Both dictionaries are sorted by descending document frequency, providing a ready‑to‑use ranking for researchers interested in term importance across disciplines. The paper then compares LScDC with the New Academic Word List (NAWL), a well‑known academic vocabulary set comprising 963 word families extracted from a 288‑million‑token corpus that includes the Cambridge English Corpus, spoken academic corpora, and textbooks. After stemming NAWL entries, the authors obtain 895 unique lemmas. Of these, 891 (99.6 %) are present in LScDC, with only four NAWL lemmas missing. However, the ranking of shared terms differs markedly because NAWL’s source corpus blends general, spoken, and textbook language, whereas LScDC is derived exclusively from scholarly abstracts, leading to a higher proportion of domain‑specific terminology.

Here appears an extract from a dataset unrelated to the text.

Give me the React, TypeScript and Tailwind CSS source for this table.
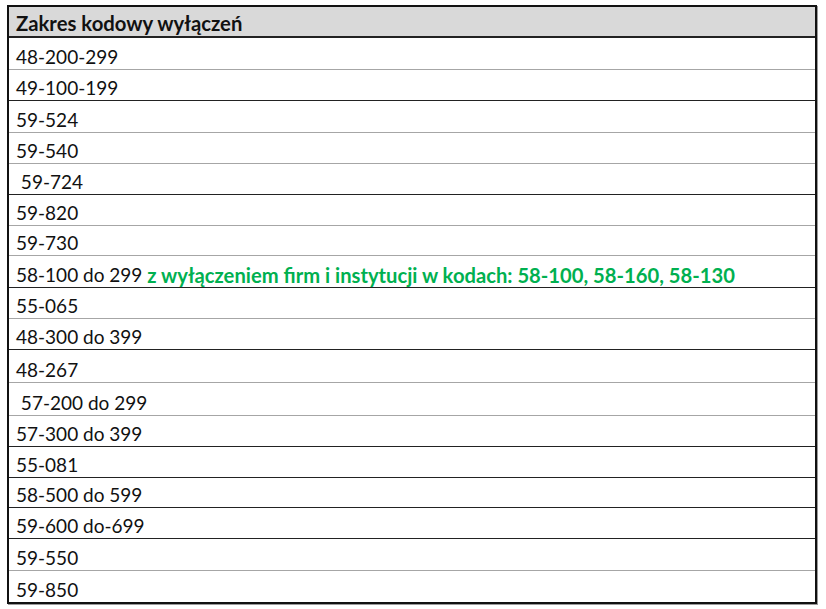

The authors discuss the strengths of their approach: the sheer size and disciplinary breadth of LSC, the transparent preprocessing pipeline, and the explicit rarity filter that enhances the utility of LScDC for quantitative meaning analysis. They also acknowledge limitations: the corpus is confined to a single year (2014) and to WoS‑indexed publications, potentially omitting recent trends and non‑English‑centric research. The stemming process may also collapse distinct lexical senses, and the reliance on document frequency alone does not capture term specificity within sub‑domains.

Future work is outlined to address these issues. Extending the corpus across multiple years and integrating additional bibliographic databases (e.g., Scopus, PubMed) would improve coverage and temporal relevance. Incorporating semantic network analysis, word embeddings, or information‑theoretic measures could enrich the representation of term meanings beyond raw frequencies. Finally, the authors suggest combining LScDC with general‑purpose lists such as the New General Service List (NGSL) to create a hybrid resource that balances academic specificity with broader language coverage.

In conclusion, the Leicester Scientific Dictionary‑Core provides a high‑coverage, discipline‑spanning lexical resource that aligns closely with established academic word lists while offering a more granular, frequency‑based view of scholarly vocabulary. Its public availability positions it as a valuable foundation for research on meaning quantification, document classification, clustering, and other natural language processing tasks within the scientific literature domain.